**What is needed**
Report how many lines of the listing below include the word "this". Give nothing but the number.

::::::::

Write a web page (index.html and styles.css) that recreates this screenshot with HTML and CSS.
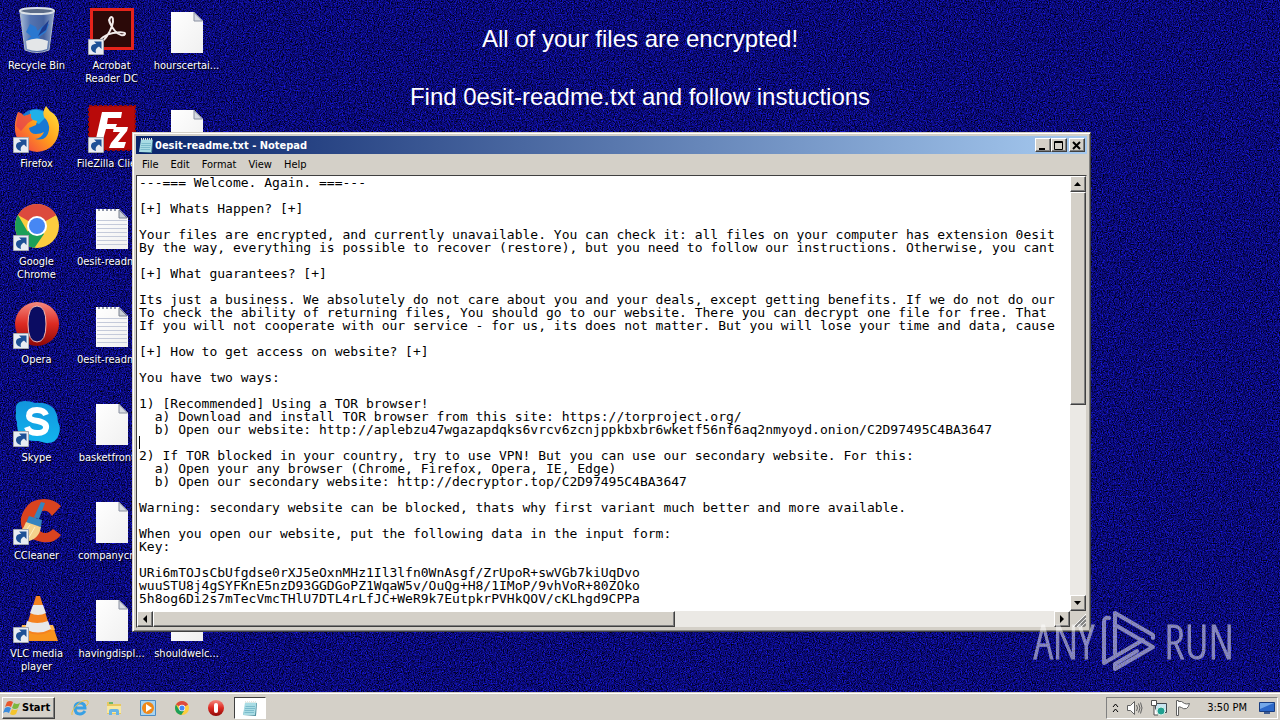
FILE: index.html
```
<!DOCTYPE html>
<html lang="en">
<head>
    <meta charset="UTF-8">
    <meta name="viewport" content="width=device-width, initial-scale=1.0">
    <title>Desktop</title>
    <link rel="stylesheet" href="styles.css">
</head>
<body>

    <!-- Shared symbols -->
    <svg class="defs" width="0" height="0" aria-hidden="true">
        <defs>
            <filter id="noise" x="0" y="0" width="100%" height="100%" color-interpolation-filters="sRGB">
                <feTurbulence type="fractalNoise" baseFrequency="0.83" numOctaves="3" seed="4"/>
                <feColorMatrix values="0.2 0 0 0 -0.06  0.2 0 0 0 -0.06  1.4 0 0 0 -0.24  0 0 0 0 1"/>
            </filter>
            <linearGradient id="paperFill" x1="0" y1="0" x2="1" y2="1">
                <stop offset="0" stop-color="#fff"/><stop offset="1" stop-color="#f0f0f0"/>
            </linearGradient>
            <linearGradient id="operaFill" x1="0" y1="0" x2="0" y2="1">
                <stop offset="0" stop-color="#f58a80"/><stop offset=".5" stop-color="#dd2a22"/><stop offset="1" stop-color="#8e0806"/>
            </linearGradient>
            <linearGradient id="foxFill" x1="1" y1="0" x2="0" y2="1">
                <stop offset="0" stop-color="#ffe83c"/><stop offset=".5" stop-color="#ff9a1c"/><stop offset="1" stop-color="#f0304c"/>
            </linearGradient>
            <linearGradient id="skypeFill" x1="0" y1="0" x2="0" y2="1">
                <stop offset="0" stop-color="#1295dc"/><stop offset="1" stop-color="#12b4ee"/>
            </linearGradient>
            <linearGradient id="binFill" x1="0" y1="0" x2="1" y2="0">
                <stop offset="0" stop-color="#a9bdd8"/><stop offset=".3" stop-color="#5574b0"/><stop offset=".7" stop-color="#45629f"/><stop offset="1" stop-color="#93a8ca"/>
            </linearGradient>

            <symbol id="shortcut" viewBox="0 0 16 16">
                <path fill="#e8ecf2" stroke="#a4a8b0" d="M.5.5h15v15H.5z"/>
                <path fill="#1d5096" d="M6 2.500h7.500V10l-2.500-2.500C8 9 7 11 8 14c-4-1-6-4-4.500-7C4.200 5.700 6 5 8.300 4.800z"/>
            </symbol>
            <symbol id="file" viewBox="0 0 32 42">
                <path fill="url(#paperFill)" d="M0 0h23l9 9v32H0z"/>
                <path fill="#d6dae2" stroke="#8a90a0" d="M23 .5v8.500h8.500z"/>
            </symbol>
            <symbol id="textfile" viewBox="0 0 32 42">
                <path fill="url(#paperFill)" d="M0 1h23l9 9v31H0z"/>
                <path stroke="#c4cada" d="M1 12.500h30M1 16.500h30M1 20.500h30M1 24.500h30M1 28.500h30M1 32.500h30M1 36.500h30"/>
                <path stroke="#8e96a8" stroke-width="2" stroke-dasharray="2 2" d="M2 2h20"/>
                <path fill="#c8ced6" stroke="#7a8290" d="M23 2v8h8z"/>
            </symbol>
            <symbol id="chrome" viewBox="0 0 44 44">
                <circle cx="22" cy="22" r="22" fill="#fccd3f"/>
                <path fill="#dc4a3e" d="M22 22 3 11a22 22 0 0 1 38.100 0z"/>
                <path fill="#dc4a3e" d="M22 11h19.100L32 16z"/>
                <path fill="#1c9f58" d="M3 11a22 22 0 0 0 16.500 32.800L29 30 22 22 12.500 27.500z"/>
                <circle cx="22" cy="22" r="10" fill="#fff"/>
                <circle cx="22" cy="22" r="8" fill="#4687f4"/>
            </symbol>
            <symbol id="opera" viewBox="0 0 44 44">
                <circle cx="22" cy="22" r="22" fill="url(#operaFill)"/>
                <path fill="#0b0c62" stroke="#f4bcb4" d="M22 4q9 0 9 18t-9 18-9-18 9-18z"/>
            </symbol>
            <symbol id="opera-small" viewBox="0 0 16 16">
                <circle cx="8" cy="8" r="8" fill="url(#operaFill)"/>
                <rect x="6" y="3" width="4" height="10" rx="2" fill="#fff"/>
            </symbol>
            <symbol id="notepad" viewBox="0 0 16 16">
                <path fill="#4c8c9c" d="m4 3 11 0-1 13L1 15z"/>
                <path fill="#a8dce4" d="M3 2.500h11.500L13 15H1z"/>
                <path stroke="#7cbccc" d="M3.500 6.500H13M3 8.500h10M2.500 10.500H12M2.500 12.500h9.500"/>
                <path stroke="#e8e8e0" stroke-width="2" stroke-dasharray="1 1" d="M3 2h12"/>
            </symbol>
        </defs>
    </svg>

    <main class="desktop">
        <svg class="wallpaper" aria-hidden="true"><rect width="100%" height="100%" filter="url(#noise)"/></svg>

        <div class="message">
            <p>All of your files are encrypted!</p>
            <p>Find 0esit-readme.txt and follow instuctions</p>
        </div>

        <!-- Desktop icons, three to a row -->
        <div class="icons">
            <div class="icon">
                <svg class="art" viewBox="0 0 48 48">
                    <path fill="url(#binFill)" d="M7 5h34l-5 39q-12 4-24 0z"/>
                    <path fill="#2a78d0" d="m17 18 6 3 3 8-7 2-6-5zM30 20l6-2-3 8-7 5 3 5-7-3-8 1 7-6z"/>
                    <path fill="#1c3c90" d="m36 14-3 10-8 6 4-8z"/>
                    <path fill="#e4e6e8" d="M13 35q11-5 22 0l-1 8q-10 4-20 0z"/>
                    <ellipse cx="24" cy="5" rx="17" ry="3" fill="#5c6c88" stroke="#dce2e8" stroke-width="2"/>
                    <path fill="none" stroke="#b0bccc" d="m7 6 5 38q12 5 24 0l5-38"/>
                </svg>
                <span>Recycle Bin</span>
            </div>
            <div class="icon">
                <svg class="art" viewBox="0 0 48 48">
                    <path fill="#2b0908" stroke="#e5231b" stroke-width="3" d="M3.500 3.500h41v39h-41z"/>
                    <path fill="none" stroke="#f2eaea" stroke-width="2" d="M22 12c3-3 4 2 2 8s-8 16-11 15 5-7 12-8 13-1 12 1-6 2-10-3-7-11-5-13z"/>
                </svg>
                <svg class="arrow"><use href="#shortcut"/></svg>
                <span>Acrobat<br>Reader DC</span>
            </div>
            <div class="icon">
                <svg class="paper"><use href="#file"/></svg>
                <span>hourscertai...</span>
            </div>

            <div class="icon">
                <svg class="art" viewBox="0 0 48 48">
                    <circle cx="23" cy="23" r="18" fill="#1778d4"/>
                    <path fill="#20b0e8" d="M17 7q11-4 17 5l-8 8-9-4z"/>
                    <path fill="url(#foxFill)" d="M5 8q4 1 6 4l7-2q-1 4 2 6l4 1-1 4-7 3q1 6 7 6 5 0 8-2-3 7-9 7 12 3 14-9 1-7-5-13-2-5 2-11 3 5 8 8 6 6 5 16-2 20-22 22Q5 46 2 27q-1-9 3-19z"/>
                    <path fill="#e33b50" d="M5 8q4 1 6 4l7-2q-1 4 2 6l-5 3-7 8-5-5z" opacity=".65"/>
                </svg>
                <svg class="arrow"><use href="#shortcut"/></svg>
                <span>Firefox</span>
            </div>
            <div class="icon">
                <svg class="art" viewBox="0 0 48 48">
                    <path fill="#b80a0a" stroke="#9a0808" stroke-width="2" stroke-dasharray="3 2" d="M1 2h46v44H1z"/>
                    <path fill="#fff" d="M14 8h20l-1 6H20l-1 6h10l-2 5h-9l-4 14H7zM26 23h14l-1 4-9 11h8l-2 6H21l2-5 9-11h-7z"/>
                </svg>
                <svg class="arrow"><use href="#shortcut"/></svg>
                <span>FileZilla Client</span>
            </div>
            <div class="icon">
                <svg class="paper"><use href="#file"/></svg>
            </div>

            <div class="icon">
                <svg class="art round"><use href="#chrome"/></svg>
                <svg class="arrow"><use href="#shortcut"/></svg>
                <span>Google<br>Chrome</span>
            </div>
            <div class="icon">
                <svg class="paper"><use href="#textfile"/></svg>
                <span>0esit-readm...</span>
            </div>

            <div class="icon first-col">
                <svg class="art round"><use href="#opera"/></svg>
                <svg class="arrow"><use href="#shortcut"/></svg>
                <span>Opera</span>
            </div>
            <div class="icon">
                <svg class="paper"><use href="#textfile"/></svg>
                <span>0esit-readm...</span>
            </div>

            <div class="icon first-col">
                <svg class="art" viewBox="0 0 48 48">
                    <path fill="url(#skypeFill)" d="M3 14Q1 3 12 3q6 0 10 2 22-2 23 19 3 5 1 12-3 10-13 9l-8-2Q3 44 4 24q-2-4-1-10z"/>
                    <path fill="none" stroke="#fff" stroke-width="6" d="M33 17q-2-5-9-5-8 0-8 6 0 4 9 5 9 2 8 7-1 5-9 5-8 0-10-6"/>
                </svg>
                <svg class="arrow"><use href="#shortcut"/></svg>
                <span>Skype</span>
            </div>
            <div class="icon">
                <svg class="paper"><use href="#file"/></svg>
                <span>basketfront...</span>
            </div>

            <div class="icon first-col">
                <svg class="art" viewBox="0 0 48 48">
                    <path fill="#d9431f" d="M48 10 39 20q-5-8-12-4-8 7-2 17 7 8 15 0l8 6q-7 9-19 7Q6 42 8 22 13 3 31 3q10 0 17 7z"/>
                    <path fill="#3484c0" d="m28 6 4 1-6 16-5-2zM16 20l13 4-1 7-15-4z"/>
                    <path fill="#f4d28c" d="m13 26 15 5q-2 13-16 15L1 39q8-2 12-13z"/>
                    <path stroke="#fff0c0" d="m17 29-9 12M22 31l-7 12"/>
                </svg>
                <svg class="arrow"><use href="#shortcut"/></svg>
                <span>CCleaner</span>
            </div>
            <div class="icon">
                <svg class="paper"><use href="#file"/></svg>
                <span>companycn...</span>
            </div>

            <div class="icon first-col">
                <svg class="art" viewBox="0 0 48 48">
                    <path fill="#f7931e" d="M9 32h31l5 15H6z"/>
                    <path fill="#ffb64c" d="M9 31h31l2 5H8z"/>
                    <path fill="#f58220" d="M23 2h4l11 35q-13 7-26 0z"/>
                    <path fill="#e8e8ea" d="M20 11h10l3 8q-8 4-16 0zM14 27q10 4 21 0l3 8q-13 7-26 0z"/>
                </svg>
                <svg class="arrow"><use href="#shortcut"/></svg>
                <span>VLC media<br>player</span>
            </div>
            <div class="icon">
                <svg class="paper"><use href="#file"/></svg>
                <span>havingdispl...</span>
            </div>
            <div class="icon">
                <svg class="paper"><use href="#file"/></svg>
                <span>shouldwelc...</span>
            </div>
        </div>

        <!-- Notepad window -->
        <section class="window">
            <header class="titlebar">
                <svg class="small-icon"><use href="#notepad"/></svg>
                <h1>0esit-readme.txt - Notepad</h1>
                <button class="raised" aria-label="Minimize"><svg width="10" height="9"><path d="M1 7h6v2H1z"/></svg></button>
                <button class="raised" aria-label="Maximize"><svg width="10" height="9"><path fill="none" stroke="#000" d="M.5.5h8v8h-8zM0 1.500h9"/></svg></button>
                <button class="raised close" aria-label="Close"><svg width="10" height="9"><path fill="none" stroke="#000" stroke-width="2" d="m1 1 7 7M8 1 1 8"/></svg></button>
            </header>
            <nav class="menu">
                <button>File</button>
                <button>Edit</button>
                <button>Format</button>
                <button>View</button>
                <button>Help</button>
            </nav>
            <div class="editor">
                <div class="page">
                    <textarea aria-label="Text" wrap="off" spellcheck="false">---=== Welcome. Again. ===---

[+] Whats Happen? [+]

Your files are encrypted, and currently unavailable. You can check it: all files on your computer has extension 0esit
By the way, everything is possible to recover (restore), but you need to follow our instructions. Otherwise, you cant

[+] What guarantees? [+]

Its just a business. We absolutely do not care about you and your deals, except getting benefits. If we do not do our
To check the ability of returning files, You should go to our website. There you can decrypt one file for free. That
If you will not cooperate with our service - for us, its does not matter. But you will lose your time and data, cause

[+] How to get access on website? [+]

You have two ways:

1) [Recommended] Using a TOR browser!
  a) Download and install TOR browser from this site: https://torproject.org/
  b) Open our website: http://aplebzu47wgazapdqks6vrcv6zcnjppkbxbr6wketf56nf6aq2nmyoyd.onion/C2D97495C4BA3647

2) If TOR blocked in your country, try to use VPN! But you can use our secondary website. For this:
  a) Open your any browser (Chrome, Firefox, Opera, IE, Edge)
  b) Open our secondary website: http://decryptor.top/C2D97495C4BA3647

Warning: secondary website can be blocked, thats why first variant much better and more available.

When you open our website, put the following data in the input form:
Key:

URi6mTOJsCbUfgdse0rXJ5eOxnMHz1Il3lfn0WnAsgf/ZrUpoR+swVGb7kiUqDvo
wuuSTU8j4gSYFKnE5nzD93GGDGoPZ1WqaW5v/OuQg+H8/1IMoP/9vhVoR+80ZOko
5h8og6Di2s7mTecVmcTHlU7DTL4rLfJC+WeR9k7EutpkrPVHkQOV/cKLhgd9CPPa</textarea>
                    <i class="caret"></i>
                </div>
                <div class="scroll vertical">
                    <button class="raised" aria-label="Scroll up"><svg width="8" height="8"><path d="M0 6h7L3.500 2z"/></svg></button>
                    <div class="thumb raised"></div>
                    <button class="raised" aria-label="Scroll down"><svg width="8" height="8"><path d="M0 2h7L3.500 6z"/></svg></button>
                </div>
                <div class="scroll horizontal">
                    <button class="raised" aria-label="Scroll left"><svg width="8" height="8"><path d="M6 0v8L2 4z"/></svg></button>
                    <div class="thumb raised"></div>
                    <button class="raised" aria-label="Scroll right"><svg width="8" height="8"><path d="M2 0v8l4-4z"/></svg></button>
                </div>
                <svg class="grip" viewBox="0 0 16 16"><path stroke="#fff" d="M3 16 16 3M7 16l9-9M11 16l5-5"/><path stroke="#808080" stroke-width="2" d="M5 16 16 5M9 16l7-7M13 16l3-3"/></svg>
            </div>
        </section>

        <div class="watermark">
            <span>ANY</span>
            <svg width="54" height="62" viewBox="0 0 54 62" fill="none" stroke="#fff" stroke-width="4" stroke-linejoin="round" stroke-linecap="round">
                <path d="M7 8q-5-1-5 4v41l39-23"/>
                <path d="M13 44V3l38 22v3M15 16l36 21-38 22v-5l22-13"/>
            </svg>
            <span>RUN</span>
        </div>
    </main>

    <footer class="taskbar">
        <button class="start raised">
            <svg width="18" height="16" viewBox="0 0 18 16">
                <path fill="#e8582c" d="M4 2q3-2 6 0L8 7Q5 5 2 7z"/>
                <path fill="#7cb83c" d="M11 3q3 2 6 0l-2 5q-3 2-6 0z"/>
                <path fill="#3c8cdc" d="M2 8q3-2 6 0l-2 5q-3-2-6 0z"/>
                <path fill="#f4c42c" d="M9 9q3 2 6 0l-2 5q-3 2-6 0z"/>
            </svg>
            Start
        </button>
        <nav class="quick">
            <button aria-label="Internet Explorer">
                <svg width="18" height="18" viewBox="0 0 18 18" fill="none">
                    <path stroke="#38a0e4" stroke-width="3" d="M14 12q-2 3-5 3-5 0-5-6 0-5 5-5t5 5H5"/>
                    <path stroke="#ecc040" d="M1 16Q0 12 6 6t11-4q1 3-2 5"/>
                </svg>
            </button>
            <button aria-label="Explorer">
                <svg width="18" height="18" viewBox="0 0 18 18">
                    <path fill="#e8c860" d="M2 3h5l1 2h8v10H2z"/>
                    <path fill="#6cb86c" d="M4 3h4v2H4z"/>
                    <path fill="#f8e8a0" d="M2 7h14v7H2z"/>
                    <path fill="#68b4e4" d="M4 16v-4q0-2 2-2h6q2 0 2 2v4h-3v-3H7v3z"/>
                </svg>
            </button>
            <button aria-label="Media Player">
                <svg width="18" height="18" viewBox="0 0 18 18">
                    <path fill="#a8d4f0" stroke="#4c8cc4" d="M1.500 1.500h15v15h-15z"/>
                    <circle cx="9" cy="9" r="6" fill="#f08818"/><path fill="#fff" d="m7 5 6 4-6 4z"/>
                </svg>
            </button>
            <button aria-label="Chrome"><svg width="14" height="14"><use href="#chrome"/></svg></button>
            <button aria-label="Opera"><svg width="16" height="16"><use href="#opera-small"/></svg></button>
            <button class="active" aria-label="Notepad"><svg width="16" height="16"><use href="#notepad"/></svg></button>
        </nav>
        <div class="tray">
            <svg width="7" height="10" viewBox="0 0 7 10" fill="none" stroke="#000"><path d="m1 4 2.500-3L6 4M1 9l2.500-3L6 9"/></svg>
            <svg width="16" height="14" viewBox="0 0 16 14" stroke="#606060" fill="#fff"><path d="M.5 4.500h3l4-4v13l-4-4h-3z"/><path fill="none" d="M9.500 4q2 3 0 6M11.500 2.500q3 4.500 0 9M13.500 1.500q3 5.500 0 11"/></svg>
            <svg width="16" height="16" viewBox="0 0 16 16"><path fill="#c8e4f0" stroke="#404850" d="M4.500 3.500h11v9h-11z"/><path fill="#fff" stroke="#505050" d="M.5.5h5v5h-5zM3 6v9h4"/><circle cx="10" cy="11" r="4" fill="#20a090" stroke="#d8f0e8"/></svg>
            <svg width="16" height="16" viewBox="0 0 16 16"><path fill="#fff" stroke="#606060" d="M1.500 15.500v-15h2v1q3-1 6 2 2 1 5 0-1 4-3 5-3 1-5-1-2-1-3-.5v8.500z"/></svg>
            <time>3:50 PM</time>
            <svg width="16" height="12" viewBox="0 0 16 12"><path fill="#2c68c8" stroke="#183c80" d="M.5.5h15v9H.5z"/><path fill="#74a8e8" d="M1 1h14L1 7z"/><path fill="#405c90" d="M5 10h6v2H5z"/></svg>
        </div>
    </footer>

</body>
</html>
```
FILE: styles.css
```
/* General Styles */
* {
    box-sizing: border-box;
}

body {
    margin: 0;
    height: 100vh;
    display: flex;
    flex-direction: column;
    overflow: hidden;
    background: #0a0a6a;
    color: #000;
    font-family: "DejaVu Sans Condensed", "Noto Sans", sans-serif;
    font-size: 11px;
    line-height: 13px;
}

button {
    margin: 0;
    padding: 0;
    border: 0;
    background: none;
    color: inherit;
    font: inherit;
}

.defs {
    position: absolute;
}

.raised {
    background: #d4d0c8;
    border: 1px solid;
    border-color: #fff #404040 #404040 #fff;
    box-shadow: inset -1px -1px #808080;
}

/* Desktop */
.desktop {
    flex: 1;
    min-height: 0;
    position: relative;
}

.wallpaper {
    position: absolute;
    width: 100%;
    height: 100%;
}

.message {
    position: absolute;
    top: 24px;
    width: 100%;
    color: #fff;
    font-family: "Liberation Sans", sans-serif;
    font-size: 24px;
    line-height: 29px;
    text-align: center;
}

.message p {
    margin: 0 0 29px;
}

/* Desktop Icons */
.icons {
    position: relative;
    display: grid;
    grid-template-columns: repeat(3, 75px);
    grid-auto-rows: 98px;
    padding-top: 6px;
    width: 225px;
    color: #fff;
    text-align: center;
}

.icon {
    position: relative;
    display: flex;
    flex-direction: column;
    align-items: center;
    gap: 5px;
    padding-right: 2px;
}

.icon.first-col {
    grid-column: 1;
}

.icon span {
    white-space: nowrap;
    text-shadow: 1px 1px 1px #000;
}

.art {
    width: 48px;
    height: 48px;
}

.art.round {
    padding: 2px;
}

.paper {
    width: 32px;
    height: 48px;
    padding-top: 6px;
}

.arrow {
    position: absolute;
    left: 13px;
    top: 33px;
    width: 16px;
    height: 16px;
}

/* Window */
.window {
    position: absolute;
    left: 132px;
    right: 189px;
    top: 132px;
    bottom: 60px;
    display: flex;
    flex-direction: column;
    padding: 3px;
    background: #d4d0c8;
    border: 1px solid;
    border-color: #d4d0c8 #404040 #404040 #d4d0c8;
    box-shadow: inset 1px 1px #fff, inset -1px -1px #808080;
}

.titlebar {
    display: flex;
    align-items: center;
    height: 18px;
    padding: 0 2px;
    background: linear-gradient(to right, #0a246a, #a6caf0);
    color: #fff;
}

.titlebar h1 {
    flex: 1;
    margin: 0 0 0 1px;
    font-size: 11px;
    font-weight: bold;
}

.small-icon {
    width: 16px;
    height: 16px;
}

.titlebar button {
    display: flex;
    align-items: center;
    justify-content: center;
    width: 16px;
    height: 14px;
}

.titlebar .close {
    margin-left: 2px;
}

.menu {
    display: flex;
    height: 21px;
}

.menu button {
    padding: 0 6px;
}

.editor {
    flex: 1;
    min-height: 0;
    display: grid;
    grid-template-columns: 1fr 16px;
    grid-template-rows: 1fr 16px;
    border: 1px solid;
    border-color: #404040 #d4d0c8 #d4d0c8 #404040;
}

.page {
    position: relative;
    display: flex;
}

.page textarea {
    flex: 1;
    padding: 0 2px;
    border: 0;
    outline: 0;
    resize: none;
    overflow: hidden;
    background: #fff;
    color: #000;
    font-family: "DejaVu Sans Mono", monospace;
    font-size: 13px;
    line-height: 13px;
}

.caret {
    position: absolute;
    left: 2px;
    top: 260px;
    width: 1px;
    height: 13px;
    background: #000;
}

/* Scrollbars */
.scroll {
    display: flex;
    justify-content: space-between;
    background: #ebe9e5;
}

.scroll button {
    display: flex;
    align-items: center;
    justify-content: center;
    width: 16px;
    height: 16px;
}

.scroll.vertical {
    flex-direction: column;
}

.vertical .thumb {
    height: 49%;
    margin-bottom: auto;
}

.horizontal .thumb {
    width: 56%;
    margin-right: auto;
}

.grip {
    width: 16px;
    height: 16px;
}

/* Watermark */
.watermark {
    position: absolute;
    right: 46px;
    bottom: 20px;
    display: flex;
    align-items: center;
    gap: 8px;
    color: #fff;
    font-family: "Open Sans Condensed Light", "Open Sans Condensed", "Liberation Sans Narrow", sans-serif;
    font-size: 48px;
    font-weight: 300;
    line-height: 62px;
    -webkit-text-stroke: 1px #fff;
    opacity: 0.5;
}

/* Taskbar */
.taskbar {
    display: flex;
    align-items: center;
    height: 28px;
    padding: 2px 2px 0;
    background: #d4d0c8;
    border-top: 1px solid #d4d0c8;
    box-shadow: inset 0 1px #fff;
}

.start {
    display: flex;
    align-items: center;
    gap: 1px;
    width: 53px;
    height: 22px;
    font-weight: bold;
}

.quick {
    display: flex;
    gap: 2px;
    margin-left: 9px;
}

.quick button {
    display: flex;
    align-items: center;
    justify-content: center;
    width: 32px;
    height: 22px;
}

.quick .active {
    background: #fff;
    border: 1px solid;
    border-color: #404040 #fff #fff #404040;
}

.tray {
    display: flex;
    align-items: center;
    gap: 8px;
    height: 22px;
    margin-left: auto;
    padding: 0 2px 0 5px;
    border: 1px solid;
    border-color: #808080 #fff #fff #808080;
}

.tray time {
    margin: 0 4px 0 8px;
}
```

::::::::

**Response**
3